In 2013, five years before his death, Olmi published a book-length spiritual testament entitled Letter to a Church That Has Forgotten Jesus. Written during the height of the financial scandals in the Vatican and echoing the progressive Milanese Cardinal Carlo Maria Martini’s scathing critique of the hierarchy (“we’re two hundred years out of date, in need of a radical transformation”), Olmi calls for a return to the spirit of Pope John XXIII and the Second Vatican Council. Drawing from John’s teachings, Olmi focuses his critique on the distinction between the liturgy of rite—an arid, formalistic approach to the church’s tradition—and the liturgy of life, which opens up to the secular world and makes room for a plurality of perspectives. Only the latter, Olmi argues, can cure the church of its obsession with liturgical formalism and doctrinal orthodoxy, returning it to the “fresh air and limpid light” of Christ.
It’s not a masterpiece, but Olmi’s rarely screened 1965 biopic of Angelo Roncalli, A Man Named John, adapted from the spiritual classic Journey of a Soul, constitutes a succinct crystallization of these ideas, coupled with a profound denunciation of clericalism. Made just three years after John’s death, and in an era before the establishment of formal cinematic conventions for biopics and docudramas, the film stars Rod Steiger not as John but as a character called “the Mediator.” Sometimes he simply narrates events; other times, dressed in a simple black suit rather than ecclesial garments, he actually stands in for John. Today it feels like a bizarre choice, marring Olmi’s otherwise compelling recreations of John’s childhood, seminary training, and subsequent ecclesial career. (When I saw the film at Lincoln Center, a man seated in the row ahead of me kept shaking his head and groaning every time Steiger appeared on screen. I couldn’t exactly blame him.) But John’s charismatic persona loomed so large in the Italian public conscience in the mid-1960s that Olmi simply never considered trying to find a viable substitute.
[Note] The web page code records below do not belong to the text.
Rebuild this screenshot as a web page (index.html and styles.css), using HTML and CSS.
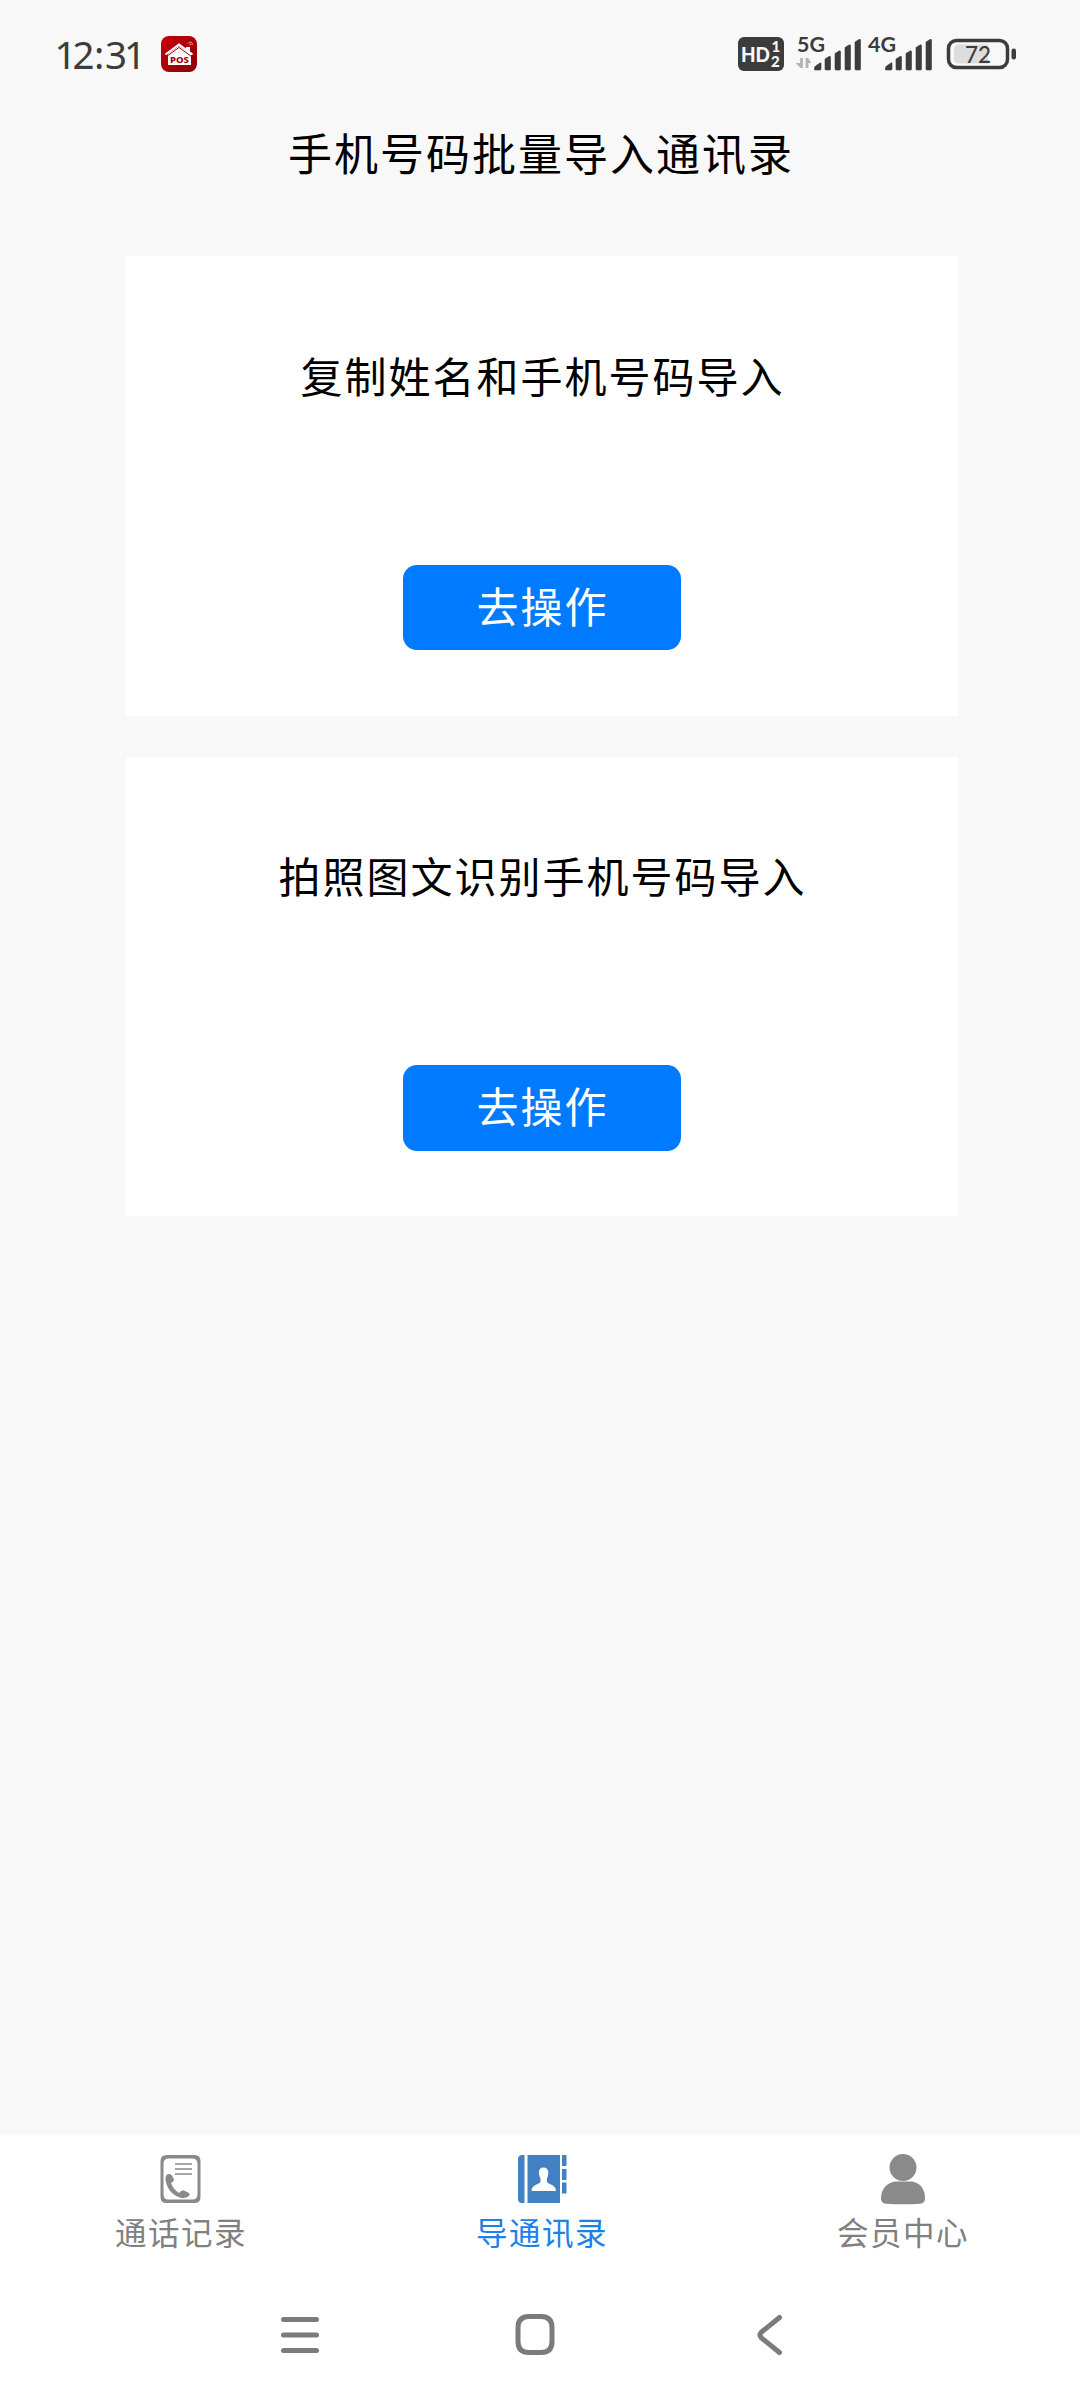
FILE: index.html
```html
<!DOCTYPE html>
<html lang="zh-CN">
<head>
<meta charset="utf-8">
<title>手机号码批量导入通讯录</title>
<link rel="stylesheet" href="styles.css">
</head>
<body>
<header class="status">
  <svg class="clock" width="100" height="60" viewBox="0 0 100 60"><text x="6.500 24.500 46 57 76" y="44.500" font-size="38.500">12:31</text></svg>
  <svg class="app" width="36" height="36" viewBox="0 0 36 36">
    <defs><linearGradient id="red" x1="0" y1="0" x2="1" y2="1"><stop offset="0" stop-color="#c8000c"/><stop offset="1" stop-color="#8c0006"/></linearGradient></defs>
    <rect width="36" height="36" rx="8" fill="url(#red)"/>
    <path d="M7 18 18 10l12 8v11H7z" fill="#fff"/>
    <path d="M4.500 18.500 18 8.500l13.500 10" fill="none" stroke="#fff" stroke-width="2"/>
    <path d="M25 11h4v6l-4-3z" fill="#fff"/>
    <path d="M5.500 20.500 18 11.500l12.500 9" fill="none" stroke="#b4000a" stroke-width="1"/>
    <path d="M27 7.500c1-2 4-2 4.500 1M28.500 9c.5-1 1.500-1 2 0" fill="none" stroke="#f5b5b5" stroke-width="1"/>
    <text x="9" y="27" font-size="9" font-weight="800" fill="#a50009" textLength="19" lengthAdjust="spacingAndGlyphs">POS</text>
  </svg>
  <svg class="signals" width="280" height="56" viewBox="0 -12 280 56">
    <rect y="2" width="46" height="34" rx="6"/>
    <g fill="#f8f8f8" font-weight="900"><text x="3" y="26.500" font-size="20" textLength="29" lengthAdjust="spacingAndGlyphs">HD</text><text x="33.500" y="17" font-size="15">1</text><text x="33" y="31.500" font-size="15">2</text></g>
    <g font-weight="700" font-size="21"><text x="59" y="17" textLength="28" lengthAdjust="spacingAndGlyphs">5G</text><text x="130" y="17" textLength="28" lengthAdjust="spacingAndGlyphs">4G</text></g>
    <path d="M63.500 23v10M69 33V23" fill="none" stroke="#b4b4b4" stroke-width="2.800"/>
    <path d="M57.500 28h5v5zM69.500 22.500v5.500h4z" fill="#b4b4b4"/>
    <g id="bars" stroke="#3c3c3c" stroke-width=".6"><path d="M76.500 35v-2q0-1 1-2l4.500-3q1-.5 1 .5V34q0 1-1 1zM87 24l4-2.500q1.500-.5 1.500.500V34q0 1-1 1H88q-1 0-1-1zM97 18.500l4-2.500q1.500-.5 1.500.500V34q0 1-1 1H98q-1 0-1-1zM107 12.500l4-2.500q1.500-.5 1.500.500V34q0 1-1 1h-3.500q-1 0-1-1zM117 7l4-2.500q1.500-.5 1.500.500V34q0 1-1 1h-3.500q-1 0-1-1z"/></g>
    <use href="#bars" x="71"/>
    <rect x="210.500" y="5.500" width="59" height="27" rx="8" fill="none" stroke="#3c3c3c" stroke-width="3.500"/>
    <path d="M221 9.500h29v19h-29q-5 0-5-5v-9q0-5 5-5z" fill="#ddd"/>
    <rect x="273.500" y="13.500" width="4.500" height="11" rx="2.200"/>
    <text x="227" y="27.500" font-size="23.500" font-weight="500" textLength="26" lengthAdjust="spacingAndGlyphs">72</text>
  </svg>
</header>
<h1 class="title">手机号码批量导入通讯录</h1>
<main class="cards">
  <section class="card"><h2 class="card-title">复制姓名和手机号码导入</h2><button class="action">去操作</button></section>
  <section class="card"><h2 class="card-title">拍照图文识别手机号码导入</h2><button class="action">去操作</button></section>
</main>
<nav class="tabs">
  <a class="tab">
    <svg width="54" height="54" viewBox="0 0 54 54"><path fill-rule="evenodd" d="M12.500 2h28q6 0 6 6v36q0 6-6 6h-28q-6 0-6-6V8q0-6 6-6zm2 3.500q-5 0-5 5.500v30q0 5.500 5 5.500h24q5 0 5-5.500V11q0-5.500-5-5.500z"/><path d="M21 11h17M21 16h17M21 21h17" stroke="#8a8a8a" stroke-width="1.500"/><path d="M12.500 22q3-2 5.500.5l2 4q0 2-3 3.500 2 6 8 10 3-3.500 5-2.500l5 2.500q1.500 1 0 3-3.500 3-9 1.500Q13 40 11.500 26q0-3 1-4z"/></svg>
    <span>通话记录</span>
  </a>
  <a class="tab active">
    <svg width="54" height="54" viewBox="0 0 54 54"><path d="M6 2h3.500v48H6q-3-1-3-4V6q0-3 3-4zM12.500 2h32.500v48H12.500zM47 2h4.500v11H47zM47 16h4.500v11H47zM47 29.500h4.500v11H47z"/><path fill="#fff" d="M28.500 14.500c6 0 5.500 7 3.500 11v3c0 3 9 2.500 9 9.500H16.500c0-7 9-6.500 9-9.500v-3c-2-4-3-11 3-11z"/></svg>
    <span>导通讯录</span>
  </a>
  <a class="tab">
    <svg width="54" height="54" viewBox="0 0 54 54"><circle cx="27" cy="14.500" r="13.500"/><path d="M21 28.500h13c10 0 15 8 15 16.500 0 4-2 5.500-5 5.700q-17 1-34 0C7 50.500 5 49 5 45c0-8.500 6-16.500 16-16.500z"/></svg>
    <span>会员中心</span>
  </a>
</nav>
<footer class="system">
  <svg width="520" height="50" viewBox="0 0 520 50"><g fill="none" stroke="#7b7b7b" stroke-width="5" stroke-linecap="round" stroke-linejoin="round"><path d="M3.500 9.500h33M3.500 25h33M3.500 40.500h33"/><path d="M249 6.500h12q11 0 11 11v14q0 11-11 11h-12q-11 0-11-11v-14q0-11 11-11z"/><path d="M499.500 7.500l-18 14.500q-3 3 0 6l18 14.500"/></g></svg>
</footer>
</body>
</html>
```
FILE: styles.css
```css
* { box-sizing: border-box; }
body {
  margin: 0;
  height: 2400px;
  display: flex;
  flex-direction: column;
  background: #f8f8f8;
  color: #000;
  font-family: "Noto Sans CJK SC", sans-serif;
}
.status {
  height: 107px;
  padding: 24px 62px 0 48px;
  display: flex;
  align-items: flex-start;
  fill: #3c3c3c;
  font-family: "Noto Sans", sans-serif;
}
.clock { font-weight: 400; }
.app { margin: 12px 0 0 13px; }
.signals { margin-left: auto; margin-top: -1px; font-family: Lato, sans-serif; }
.title {
  margin: 0;
  height: 90px;
  line-height: 90px;
  text-align: center;
  text-indent: 2px;
  font-size: 44px;
  font-weight: 400;
  letter-spacing: 2px;
}
.cards {
  flex: 1;
  padding: 59px 122px 0 126px;
  display: flex;
  flex-direction: column;
  gap: 41px;
}
.card {
  height: 460px;
  padding-top: 83px;
  display: flex;
  flex-direction: column;
  align-items: center;
  background: #fff;
}
.card + .card { height: 459px; padding-top: 82px; }
.card-title {
  margin: 0;
  height: 72px;
  line-height: 72px;
  text-indent: 1px;
  font-size: 42px;
  font-weight: 400;
  letter-spacing: 2px;
}
.action {
  width: 278px;
  height: 85px;
  margin-top: 154px;
  padding: 0 0 5px 1px;
  border: 0;
  border-radius: 14px;
  background: #007aff;
  color: #fff;
  font: 400 42px/80px "Noto Sans CJK SC", sans-serif;
  letter-spacing: 2px;
}
.card + .card .action { height: 86px; padding-bottom: 6px; }
.tabs {
  height: 145px;
  padding-top: 18px;
  display: grid;
  grid-template-columns: repeat(3, 361px);
  background: #fff;
  color: #808080;
  fill: #8a8a8a;
}
.tab {
  display: flex;
  flex-direction: column;
  align-items: center;
  font-size: 31.5px;
  line-height: 48px;
  letter-spacing: 1.5px;
}
.tab span { margin-top: 0; padding-left: 1px; }
.active { color: #1a82e8; fill: #4282c2; }
.system {
  height: 120px;
  padding: 30px 0 0 280px;
  background: #fff;
}
```
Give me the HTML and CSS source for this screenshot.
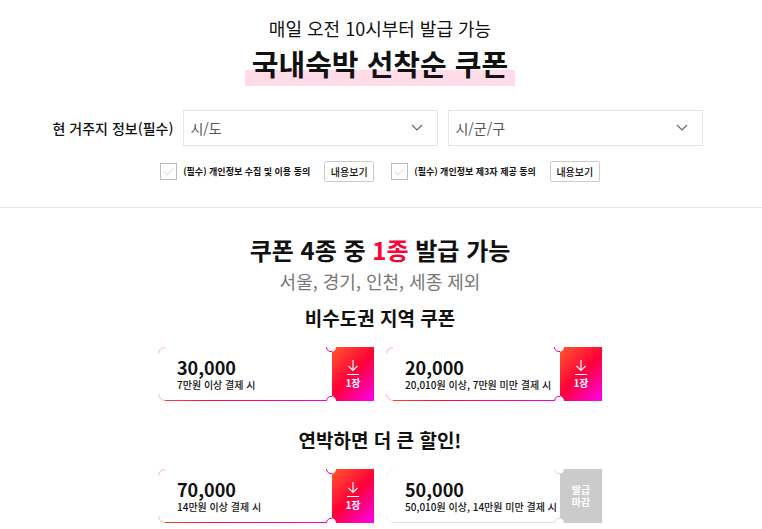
FILE: index.html
```html
<!DOCTYPE html>
<html lang="ko">
<head>
    <meta charset="UTF-8">
    <meta name="viewport" content="width=device-width, initial-scale=1.0">
    <title>국내숙박 선착순 쿠폰</title>
    <link rel="stylesheet" href="styles.css">
</head>
<body>
    <!-- Shared shapes -->
    <svg class="sprite" width="0" height="0" aria-hidden="true">
        <defs>
            <linearGradient id="line" gradientUnits="userSpaceOnUse" x1="0" y1="0" x2="178" y2="0">
                <stop offset="0" stop-color="#ff4b33"/>
                <stop offset="0.3" stop-color="#ff0a3c"/>
                <stop offset="1" stop-color="#f500e0"/>
            </linearGradient>
            <linearGradient id="fill" gradientUnits="userSpaceOnUse" x1="171" y1="3" x2="219" y2="51">
                <stop offset="0" stop-color="#ff5a2b"/>
                <stop offset="0.5" stop-color="#ff0038"/>
                <stop offset="1" stop-color="#ff00f0"/>
            </linearGradient>
        </defs>
        <symbol id="ticket" viewBox="0 0 216 54">
            <rect class="ticket-side" x="174" y="0" width="42" height="54"/>
            <path class="ticket-corner" d="M0.5 6.5A7 7 0 0 1 7 0.5M0.5 47A7 7 0 0 0 7 53.5"/>
            <path class="ticket-line" d="M7 53.5H168.5"/>
            <circle cx="173" cy="0" r="5" fill="#fff"/>
            <circle cx="173" cy="54" r="5" fill="#fff"/>
            <path class="ticket-notch" d="M168.5 0A4.5 4.5 0 0 0 174 4.5M168.5 54A4.5 4.5 0 0 1 174 49.5"/>
        </symbol>
        <symbol id="download" viewBox="0 0 12 16">
            <path d="M6 1V11.5M1.5 7L6 11.5L10.5 7" fill="none" stroke="#fff" stroke-width="1.2"/>
            <path d="M0 15.5H12" fill="none" stroke="#fff"/>
        </symbol>
        <symbol id="chevron" viewBox="0 0 12 8">
            <path d="M1 1L6 6L11 1" fill="none" stroke="#666" stroke-width="1.2"/>
        </symbol>
    </svg>

    <!-- Residence form -->
    <section class="apply">
        <p class="apply-time">매일 오전 10시부터 발급 가능</p>
        <h1><span class="highlight">국내숙박 선착순 쿠폰</span></h1>
        <form>
            <div class="region">
                <label for="sido">현 거주지 정보(필수)</label>
                <div class="select-box">
                    <select id="sido" name="sido">
                        <option>시/도</option>
                    </select>
                    <svg class="chevron"><use href="#chevron"/></svg>
                </div>
                <div class="select-box">
                    <select id="sigungu" name="sigungu" aria-label="시/군/구">
                        <option>시/군/구</option>
                    </select>
                    <svg class="chevron"><use href="#chevron"/></svg>
                </div>
            </div>
            <div class="agree-list">
                <div class="agree">
                    <input type="checkbox" id="agree1" name="agree1">
                    <label for="agree1">(필수) 개인정보 수집 및 이용 동의</label>
                    <button type="button">내용보기</button>
                </div>
                <div class="agree">
                    <input type="checkbox" id="agree2" name="agree2">
                    <label for="agree2">(필수) 개인정보 제3자 제공 동의</label>
                    <button type="button">내용보기</button>
                </div>
            </div>
        </form>
    </section>

    <!-- Coupons -->
    <section class="coupons">
        <h2>쿠폰 4종 중 <em>1종</em> 발급 가능</h2>
        <p class="except">서울, 경기, 인천, 세종 제외</p>

        <h3>비수도권 지역 쿠폰</h3>
        <div class="coupon-row">
            <div class="coupon">
                <svg class="frame"><use href="#ticket"/></svg>
                <div class="info">
                    <strong>30,000</strong>
                    <p>7만원 이상 결제 시</p>
                </div>
                <button type="button"><svg class="download"><use href="#download"/></svg>1장</button>
            </div>
            <div class="coupon">
                <svg class="frame"><use href="#ticket"/></svg>
                <div class="info">
                    <strong>20,000</strong>
                    <p>20,010원 이상, 7만원 미만 결제 시</p>
                </div>
                <button type="button"><svg class="download"><use href="#download"/></svg>1장</button>
            </div>
        </div>

        <h3>연박하면 더 큰 할인!</h3>
        <div class="coupon-row">
            <div class="coupon">
                <svg class="frame"><use href="#ticket"/></svg>
                <div class="info">
                    <strong>70,000</strong>
                    <p>14만원 이상 결제 시</p>
                </div>
                <button type="button"><svg class="download"><use href="#download"/></svg>1장</button>
            </div>
            <div class="coupon closed">
                <svg class="frame"><use href="#ticket"/></svg>
                <div class="info">
                    <strong>50,000</strong>
                    <p>50,010원 이상, 14만원 미만 결제 시</p>
                </div>
                <button type="button" disabled>발급<br>마감</button>
            </div>
        </div>
    </section>
</body>
</html>
```
FILE: styles.css
```css
* {
    box-sizing: border-box;
}

body {
    font-family: 'Noto Sans CJK KR', 'Noto Sans', sans-serif;
    margin: 0;
    background-color: #fff;
    color: #111;
}

h1, h2, h3, p {
    margin: 0;
}

button, select, input {
    font-family: inherit;
    color: inherit;
    margin: 0;
}

.sprite {
    position: absolute;
}

/* Residence form */
.apply {
    padding: 15px 2px 25px 0;
    border-bottom: 1px solid #e8e8e8;
    text-align: center;
}

.apply-time {
    font-size: 18px;
    line-height: 26px;
}

h1 {
    font-size: 29px;
    line-height: 44px;
}

.highlight {
    display: inline-block;
    vertical-align: top;
    padding: 0 7px 1px;
    background: linear-gradient(#ffdce8, #ffdce8) bottom / 100% 16px no-repeat;
}

.region {
    display: flex;
    justify-content: center;
    align-items: center;
    gap: 10px;
    margin-top: 24px;
    padding-right: 4px;
}

.region label {
    font-size: 14px;
    line-height: 20px;
    font-weight: 500;
}

.select-box {
    position: relative;
    width: 255px;
}

.select-box select {
    display: block;
    width: 100%;
    height: 36px;
    padding: 0 6px;
    font-size: 14px;
    color: #555;
    border: 1px solid #e5e5e5;
    border-radius: 0;
    background: #fff;
    appearance: none;
}

.chevron {
    position: absolute;
    top: 14px;
    right: 15px;
    width: 12px;
    height: 8px;
    pointer-events: none;
}

.agree-list {
    display: flex;
    justify-content: center;
    gap: 17px;
    margin-top: 15px;
}

.agree {
    display: flex;
    align-items: center;
}

.agree input {
    width: 17px;
    height: 17px;
    border: 1px solid #bbb;
    appearance: none;
    display: grid;
    place-items: center;
}

.agree input::before {
    content: "";
    width: 8px;
    height: 4px;
    margin-bottom: 2px;
    border-left: 1px solid #ddd;
    border-bottom: 1px solid #ddd;
    transform: rotate(-45deg);
}

.agree input:checked::before {
    border-color: #111;
}

.agree label {
    margin: 0 14px 0 6px;
    font-size: 9px;
    line-height: 14px;
    font-weight: 700;
}

.agree button {
    width: 50px;
    height: 21px;
    padding: 0 0 1px;
    font-size: 10px;
    font-weight: 500;
    border: 1px solid #ccc;
    border-radius: 2px;
    background: #fff;
}

/* Coupons */
.coupons {
    padding: 25px 2px 6px 0;
    text-align: center;
}

h2 {
    font-size: 24px;
    line-height: 34px;
}

h2 em {
    font-style: normal;
    color: #ff0038;
}

.except {
    margin-bottom: 8px;
    font-size: 18px;
    line-height: 28px;
    color: #777;
}

h3 {
    font-size: 19px;
    line-height: 30px;
}

.coupon-row {
    display: flex;
    justify-content: center;
    gap: 12px;
    margin: 14px 0 24px;
}

.coupon-row:last-child {
    margin-bottom: 0;
}

.coupon {
    position: relative;
    display: flex;
    width: 216px;
    height: 54px;
    text-align: left;
}

.frame {
    position: absolute;
    inset: 0;
    width: 100%;
    height: 100%;
    --side: url(#fill);
    --line: url(#line);
    --corner: #ffb3a8;
    --notch: #f0009c;
}

.closed .frame {
    --side: #cbcbcb;
    --line: #e2e2e2;
    --corner: #eee;
    --notch: #ddd;
}

.ticket-side {
    fill: var(--side);
}

.ticket-corner {
    fill: none;
    stroke: var(--corner);
}

.ticket-line {
    fill: none;
    stroke: #ff0a3c;
    stroke: var(--line);
}

.ticket-notch {
    fill: none;
    stroke: var(--notch);
}

.info {
    position: relative;
    flex: 1;
    padding: 9px 0 0 19px;
    white-space: nowrap;
}

.info strong {
    display: block;
    font-size: 18px;
    line-height: 23px;
}

.info p {
    font-size: 10px;
    line-height: 12px;
    font-weight: 500;
}

.coupon button {
    position: relative;
    display: flex;
    flex-direction: column;
    align-items: center;
    justify-content: center;
    width: 42px;
    padding: 0;
    font-size: 10px;
    line-height: 12px;
    font-weight: 700;
    color: #fff;
    border: none;
    background: none;
}

.download {
    width: 12px;
    height: 16px;
    margin-bottom: 2px;
}
```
For all its flaws, Olmi’s A Man Named John delivers an incisive portrait of the church—or rather, a diptych of two churches. There’s the rural church of the poor, located in far-flung regions like John’s native Bergamo, near Milan, as well as in Eastern Europe and Asia Minor (as nuncio, John was tasked with ecumenical diplomatic work in Bulgaria and Turkey). And there’s the hierarchical church, centered in Rome, and extending into the well-appointed drawing rooms in cities like Paris and Venice. Through constant crosscutting, Olmi makes his preference clear. Rome is a closed world, where seminarians amble about on rooftops reciting their breviaries rather than descending into the streets below. By contrast, remote village churches are spaces of warmth and communion. It’s here that the “liturgy of life” unfolds, as peasants attend Mass and pray the rosary aloud, different generations seated together by the hearth after sharing a communal meal of polenta.
Notably, the church on the margins is also close to the people it serves. The elderly parish priest helps young children prepare decorations and devotional statues for religious processions, while the local bishop, Giacomo Radini-Tedeschi (young Roncalli served as his secretary), ignores Vatican directives and takes the side of the workers during a contentious strike. The church’s real connection to ordinary human life gives the sacraments their meaning and efficacy: Olmi thus films all of them with reverence, giving us long, detailed close-ups of eucharistic hosts and chrism oils, but also (and perhaps most movingly), the tender laying on of hands, which takes place during Roncalli’s ordination and Radini-Tedeschi’s last rites.
A Man Named John is often cited by critics as Olmi’s only failure, but today it appears prescient, even prophetic, in a way that Olmi probably never anticipated. Late in the film, Steiger reads one of John’s many letters to his family. From a spare room in rural Bulgaria, the future pope asserts that everything he really needed to know about life, he learned before he left home at the age of ten. Communal peasant traditions and slow agricultural labor taught him the practical virtues of humility, prudence, and patience, but also the theological virtues of faith, hope, and love. Above all, John says, his childhood in the mountains and fields taught him the importance of unity, the essential oneness of all things.
That’s what I found so striking about John’s life, and about Olmi’s spiritual vision—the notion that tradition isn’t something simply asserted for its own sake, as if the point of being Catholic were a matter of strict obedience to the hierarchy or rigid adherence to a set of intellectual propositions and pious practices. The church, Olmi reminds us, is an inclusive community, a people on a journey to God—where all members, regardless of language, race, social status, political opinions, or sexuality ought to feel welcome and at home. The point of the church’s tradition is not to establish divisions or distinctions, but to draw humanity into unitive contact with Christ—ut unum sint, “so that they may be one,” as Pope John proclaims, echoing the prayer of Jesus, after his election to the papacy toward the end of the film.
Olmi lived to see the election of Pope Francis and the canonization of St. John XXIII, but we can only wonder what he would make of recent developments. Bitter arguments over church teaching and tradition continue to rage, both online and in parishes across the country, making the American church sometimes feel more like a fractious debate society than a loving place of worship and welcome. It doesn’t need to be this way. As bishop, cardinal, and then pope, John confronted many of the same divisive, fear-based social forces—nationalism and xenophobia, consumerism and spiritual despair—but he did so with kindness, with a gentility rooted in his deep reverence for life itself. It is Olmi’s great contribution to world cinema, and to the church, to give us a body of work that encourages us to look more closely at the world, helping us to be more attentive to the grace that sustains it.